What is expected
Quote exactly the lines spanning from the top of the data below to the line that contains "time, profit, marked", including both.

Data

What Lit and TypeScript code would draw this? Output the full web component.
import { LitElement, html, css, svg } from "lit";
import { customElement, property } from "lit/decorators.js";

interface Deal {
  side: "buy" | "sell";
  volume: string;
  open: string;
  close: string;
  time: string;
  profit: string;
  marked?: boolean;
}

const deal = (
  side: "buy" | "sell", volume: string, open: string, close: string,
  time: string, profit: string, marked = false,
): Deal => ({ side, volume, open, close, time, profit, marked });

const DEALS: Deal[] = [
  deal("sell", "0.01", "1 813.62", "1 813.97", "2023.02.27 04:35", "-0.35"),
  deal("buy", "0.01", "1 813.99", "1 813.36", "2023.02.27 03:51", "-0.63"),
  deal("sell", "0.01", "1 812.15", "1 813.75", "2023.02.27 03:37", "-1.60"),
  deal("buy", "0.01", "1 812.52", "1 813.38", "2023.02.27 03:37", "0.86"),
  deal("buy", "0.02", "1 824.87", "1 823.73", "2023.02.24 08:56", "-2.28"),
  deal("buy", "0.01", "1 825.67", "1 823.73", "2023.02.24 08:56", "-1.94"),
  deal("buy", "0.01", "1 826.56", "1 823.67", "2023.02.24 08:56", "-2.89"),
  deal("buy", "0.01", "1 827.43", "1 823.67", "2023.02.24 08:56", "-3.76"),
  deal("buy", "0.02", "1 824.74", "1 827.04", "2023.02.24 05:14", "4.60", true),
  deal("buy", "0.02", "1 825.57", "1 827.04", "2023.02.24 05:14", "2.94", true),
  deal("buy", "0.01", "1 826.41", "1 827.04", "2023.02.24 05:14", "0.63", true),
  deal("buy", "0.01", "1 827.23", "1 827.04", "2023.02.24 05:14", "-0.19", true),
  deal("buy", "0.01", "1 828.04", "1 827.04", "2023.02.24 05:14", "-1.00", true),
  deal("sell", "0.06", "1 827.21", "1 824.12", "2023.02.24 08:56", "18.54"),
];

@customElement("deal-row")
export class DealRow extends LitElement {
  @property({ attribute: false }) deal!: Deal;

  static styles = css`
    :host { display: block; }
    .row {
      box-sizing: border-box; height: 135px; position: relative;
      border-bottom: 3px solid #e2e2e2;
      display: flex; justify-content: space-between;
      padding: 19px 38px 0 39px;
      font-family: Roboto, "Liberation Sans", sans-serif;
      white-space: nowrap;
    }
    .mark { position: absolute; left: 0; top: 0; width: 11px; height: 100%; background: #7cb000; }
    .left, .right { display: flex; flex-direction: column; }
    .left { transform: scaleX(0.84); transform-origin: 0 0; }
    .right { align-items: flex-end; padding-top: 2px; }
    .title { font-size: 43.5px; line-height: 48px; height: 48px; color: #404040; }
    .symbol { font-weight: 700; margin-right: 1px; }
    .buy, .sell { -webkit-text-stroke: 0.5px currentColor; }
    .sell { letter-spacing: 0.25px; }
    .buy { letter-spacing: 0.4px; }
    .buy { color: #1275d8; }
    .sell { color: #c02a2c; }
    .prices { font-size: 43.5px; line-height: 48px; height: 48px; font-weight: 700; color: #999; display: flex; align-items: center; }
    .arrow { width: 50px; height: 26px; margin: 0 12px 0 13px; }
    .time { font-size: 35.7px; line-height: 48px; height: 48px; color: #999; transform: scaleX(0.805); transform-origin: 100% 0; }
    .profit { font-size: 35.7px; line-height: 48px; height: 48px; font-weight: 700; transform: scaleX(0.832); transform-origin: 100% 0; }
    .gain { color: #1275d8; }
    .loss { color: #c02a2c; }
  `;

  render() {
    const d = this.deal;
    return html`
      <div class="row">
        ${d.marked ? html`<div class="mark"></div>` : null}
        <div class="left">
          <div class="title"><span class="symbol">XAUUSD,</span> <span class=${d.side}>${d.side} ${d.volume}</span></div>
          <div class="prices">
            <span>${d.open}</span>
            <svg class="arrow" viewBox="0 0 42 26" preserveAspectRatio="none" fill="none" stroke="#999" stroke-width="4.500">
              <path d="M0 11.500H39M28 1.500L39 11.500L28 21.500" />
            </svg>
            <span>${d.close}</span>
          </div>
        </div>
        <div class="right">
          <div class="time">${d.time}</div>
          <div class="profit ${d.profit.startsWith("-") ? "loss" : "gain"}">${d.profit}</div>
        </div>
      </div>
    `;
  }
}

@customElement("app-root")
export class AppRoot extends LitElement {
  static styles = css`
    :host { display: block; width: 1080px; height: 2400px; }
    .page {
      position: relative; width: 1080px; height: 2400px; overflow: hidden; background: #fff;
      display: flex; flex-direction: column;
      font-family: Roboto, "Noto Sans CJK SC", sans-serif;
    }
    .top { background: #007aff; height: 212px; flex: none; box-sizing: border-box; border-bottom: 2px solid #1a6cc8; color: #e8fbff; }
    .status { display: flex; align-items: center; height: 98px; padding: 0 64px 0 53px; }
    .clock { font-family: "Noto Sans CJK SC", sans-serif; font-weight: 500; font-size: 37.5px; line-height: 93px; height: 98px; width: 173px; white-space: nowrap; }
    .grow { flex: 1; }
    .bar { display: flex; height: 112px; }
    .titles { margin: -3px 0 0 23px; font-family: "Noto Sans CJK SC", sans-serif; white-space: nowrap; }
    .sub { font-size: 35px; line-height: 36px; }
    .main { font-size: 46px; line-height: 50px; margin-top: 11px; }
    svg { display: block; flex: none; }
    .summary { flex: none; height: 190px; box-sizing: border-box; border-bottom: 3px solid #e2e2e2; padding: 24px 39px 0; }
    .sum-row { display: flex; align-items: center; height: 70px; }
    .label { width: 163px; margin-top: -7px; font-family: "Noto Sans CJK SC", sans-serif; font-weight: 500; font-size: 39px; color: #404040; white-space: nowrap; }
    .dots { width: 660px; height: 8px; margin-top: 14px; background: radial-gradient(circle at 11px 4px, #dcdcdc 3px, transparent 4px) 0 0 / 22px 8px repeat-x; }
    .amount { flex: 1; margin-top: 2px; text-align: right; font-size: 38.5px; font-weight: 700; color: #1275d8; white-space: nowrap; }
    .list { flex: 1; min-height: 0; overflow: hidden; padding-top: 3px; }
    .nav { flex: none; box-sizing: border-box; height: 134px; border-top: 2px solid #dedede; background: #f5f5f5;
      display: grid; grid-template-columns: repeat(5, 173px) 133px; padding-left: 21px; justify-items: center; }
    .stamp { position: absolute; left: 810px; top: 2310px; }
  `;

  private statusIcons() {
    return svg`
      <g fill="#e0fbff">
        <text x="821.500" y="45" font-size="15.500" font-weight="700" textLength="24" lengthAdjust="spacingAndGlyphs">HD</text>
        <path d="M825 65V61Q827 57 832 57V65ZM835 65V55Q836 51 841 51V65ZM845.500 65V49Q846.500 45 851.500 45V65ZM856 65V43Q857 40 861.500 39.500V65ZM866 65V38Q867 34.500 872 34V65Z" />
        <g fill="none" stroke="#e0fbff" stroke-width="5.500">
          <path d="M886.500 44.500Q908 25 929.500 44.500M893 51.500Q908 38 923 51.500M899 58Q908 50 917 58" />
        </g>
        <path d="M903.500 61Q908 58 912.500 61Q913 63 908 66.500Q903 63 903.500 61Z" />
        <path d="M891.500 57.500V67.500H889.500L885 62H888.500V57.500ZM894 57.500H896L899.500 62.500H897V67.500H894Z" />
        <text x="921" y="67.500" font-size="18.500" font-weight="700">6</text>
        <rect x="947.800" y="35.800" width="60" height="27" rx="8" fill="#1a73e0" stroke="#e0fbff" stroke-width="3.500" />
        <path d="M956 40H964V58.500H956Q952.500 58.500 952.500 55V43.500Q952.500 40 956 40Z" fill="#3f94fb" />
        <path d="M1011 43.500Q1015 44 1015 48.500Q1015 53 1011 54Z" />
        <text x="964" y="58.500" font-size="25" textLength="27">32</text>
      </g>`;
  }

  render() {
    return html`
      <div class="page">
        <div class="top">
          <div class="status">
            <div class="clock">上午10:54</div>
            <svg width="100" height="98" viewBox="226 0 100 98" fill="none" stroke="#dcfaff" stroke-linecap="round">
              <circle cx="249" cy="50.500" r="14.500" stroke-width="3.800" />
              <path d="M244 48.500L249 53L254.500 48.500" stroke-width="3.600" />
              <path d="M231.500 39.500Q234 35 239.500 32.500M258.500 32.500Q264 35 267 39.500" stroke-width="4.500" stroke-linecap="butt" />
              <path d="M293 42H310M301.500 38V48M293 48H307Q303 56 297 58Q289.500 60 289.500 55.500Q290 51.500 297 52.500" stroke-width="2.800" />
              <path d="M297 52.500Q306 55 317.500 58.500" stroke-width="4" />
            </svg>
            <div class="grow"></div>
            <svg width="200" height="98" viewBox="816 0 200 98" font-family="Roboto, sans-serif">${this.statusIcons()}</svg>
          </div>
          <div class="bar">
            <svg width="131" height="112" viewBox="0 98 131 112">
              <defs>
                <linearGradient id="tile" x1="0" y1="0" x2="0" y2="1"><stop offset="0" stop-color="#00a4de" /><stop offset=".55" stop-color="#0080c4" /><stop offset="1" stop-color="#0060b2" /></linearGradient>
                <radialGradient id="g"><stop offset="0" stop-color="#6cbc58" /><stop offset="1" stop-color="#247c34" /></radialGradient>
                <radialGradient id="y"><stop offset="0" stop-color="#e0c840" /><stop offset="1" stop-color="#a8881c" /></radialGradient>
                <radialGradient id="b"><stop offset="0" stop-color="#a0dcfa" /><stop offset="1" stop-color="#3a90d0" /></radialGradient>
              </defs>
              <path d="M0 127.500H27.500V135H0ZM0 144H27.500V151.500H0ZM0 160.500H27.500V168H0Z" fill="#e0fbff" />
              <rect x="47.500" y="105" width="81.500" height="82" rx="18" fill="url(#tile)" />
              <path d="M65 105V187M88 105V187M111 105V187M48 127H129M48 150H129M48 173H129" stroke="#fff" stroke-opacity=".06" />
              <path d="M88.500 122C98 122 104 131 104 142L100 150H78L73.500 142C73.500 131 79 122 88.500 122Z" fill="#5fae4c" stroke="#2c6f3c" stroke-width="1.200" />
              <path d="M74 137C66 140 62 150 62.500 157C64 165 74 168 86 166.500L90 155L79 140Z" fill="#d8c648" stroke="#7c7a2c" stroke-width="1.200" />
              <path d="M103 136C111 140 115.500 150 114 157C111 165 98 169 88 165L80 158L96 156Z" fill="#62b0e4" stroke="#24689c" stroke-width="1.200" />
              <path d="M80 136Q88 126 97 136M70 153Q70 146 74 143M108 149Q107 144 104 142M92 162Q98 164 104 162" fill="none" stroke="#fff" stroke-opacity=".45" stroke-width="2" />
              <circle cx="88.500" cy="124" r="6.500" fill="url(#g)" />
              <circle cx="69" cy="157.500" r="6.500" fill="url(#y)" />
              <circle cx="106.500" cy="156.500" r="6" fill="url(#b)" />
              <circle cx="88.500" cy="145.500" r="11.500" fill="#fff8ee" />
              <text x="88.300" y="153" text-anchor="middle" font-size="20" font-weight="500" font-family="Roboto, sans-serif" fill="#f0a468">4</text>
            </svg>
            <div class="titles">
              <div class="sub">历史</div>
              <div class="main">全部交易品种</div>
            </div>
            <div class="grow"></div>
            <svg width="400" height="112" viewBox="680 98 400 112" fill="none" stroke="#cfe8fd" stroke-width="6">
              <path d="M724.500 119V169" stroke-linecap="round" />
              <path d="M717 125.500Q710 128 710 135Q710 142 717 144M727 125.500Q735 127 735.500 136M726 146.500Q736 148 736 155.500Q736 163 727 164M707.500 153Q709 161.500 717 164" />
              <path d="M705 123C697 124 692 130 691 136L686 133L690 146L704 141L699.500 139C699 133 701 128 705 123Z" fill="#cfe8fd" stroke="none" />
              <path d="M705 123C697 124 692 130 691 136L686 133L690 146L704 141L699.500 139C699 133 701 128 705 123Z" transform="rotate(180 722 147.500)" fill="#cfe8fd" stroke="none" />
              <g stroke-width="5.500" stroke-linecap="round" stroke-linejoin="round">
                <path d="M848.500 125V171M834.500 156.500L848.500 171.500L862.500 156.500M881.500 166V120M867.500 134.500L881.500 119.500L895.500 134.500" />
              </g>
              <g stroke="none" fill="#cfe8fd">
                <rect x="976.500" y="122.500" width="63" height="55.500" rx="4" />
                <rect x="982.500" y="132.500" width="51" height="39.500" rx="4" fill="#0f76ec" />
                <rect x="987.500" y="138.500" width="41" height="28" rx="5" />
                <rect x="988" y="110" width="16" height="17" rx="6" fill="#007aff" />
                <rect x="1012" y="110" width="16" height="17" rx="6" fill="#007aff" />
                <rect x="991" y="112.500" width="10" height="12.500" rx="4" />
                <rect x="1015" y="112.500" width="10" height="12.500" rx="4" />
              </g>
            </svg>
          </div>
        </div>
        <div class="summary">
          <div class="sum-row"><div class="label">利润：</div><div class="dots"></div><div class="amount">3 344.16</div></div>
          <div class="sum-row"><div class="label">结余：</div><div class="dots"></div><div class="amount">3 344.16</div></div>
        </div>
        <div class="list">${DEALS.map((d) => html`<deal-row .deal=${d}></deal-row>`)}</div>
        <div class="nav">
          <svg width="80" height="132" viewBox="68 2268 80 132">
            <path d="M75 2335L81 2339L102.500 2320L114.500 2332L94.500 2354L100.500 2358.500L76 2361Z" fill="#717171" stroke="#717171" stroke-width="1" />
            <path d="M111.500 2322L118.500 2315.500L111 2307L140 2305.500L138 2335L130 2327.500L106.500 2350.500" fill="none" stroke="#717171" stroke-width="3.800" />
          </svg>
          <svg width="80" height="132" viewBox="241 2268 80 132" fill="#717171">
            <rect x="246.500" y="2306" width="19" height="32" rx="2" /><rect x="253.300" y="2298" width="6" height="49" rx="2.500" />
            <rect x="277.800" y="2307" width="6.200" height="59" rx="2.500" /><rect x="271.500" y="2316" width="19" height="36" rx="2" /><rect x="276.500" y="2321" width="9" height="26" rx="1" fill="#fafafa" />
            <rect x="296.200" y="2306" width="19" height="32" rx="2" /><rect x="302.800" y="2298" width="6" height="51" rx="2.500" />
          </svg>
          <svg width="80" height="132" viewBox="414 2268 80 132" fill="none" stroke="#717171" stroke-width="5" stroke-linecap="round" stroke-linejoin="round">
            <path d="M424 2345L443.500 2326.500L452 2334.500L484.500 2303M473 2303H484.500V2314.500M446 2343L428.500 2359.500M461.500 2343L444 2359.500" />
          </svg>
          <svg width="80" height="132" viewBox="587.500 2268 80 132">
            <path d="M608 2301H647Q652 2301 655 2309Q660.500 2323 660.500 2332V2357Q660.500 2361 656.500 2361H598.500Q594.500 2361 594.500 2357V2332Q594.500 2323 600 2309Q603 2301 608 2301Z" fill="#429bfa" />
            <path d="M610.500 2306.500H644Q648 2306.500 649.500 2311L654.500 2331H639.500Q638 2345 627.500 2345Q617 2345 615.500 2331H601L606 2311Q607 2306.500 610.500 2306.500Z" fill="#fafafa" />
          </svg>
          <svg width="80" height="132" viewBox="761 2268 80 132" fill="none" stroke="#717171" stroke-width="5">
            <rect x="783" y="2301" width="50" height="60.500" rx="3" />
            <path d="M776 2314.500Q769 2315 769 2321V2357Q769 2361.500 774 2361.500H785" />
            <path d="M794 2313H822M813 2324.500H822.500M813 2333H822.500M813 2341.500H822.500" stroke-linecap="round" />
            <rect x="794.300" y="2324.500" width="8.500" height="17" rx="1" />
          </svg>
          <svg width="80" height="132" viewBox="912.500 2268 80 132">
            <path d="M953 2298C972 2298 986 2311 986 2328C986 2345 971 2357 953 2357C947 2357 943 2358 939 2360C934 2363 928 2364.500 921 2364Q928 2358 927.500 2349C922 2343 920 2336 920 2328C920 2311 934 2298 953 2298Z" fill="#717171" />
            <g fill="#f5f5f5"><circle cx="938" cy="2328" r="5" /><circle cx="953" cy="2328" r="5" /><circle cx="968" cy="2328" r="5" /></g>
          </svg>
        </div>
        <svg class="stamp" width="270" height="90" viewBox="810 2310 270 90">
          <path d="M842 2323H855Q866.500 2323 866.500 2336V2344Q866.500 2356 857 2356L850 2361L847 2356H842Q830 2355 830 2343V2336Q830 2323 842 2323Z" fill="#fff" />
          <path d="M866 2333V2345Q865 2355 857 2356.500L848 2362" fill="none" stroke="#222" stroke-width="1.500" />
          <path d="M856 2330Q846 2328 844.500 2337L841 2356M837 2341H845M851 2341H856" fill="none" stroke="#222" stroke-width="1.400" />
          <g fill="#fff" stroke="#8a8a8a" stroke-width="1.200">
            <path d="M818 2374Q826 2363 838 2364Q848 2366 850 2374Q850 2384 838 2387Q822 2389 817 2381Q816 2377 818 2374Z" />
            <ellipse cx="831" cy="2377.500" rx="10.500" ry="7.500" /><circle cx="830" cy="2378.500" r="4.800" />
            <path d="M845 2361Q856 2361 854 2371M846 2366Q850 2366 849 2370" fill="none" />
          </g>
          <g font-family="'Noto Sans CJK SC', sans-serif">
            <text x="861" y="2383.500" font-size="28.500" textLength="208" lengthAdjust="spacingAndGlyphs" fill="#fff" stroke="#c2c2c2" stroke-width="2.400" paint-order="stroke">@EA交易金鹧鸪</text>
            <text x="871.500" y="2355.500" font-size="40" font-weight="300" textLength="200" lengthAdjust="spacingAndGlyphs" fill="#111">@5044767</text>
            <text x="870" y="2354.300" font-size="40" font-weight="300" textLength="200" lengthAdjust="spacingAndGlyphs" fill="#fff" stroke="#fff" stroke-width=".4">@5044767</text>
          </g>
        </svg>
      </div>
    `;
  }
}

Correct output
What Lit and TypeScript code would draw this? Output the full web component.
import { LitElement, html, css, svg } from "lit";
import { customElement, property } from "lit/decorators.js";

interface Deal {
  side: "buy" | "sell";
  volume: string;
  open: string;
  close: string;
  time: string;
  profit: string;
  marked?: boolean;
}

const deal = (
  side: "buy" | "sell", volume: string, open: string, close: string,
  time: string, profit: string, marked = false,
): Deal => ({ side, volume, open, close, time, profit, marked });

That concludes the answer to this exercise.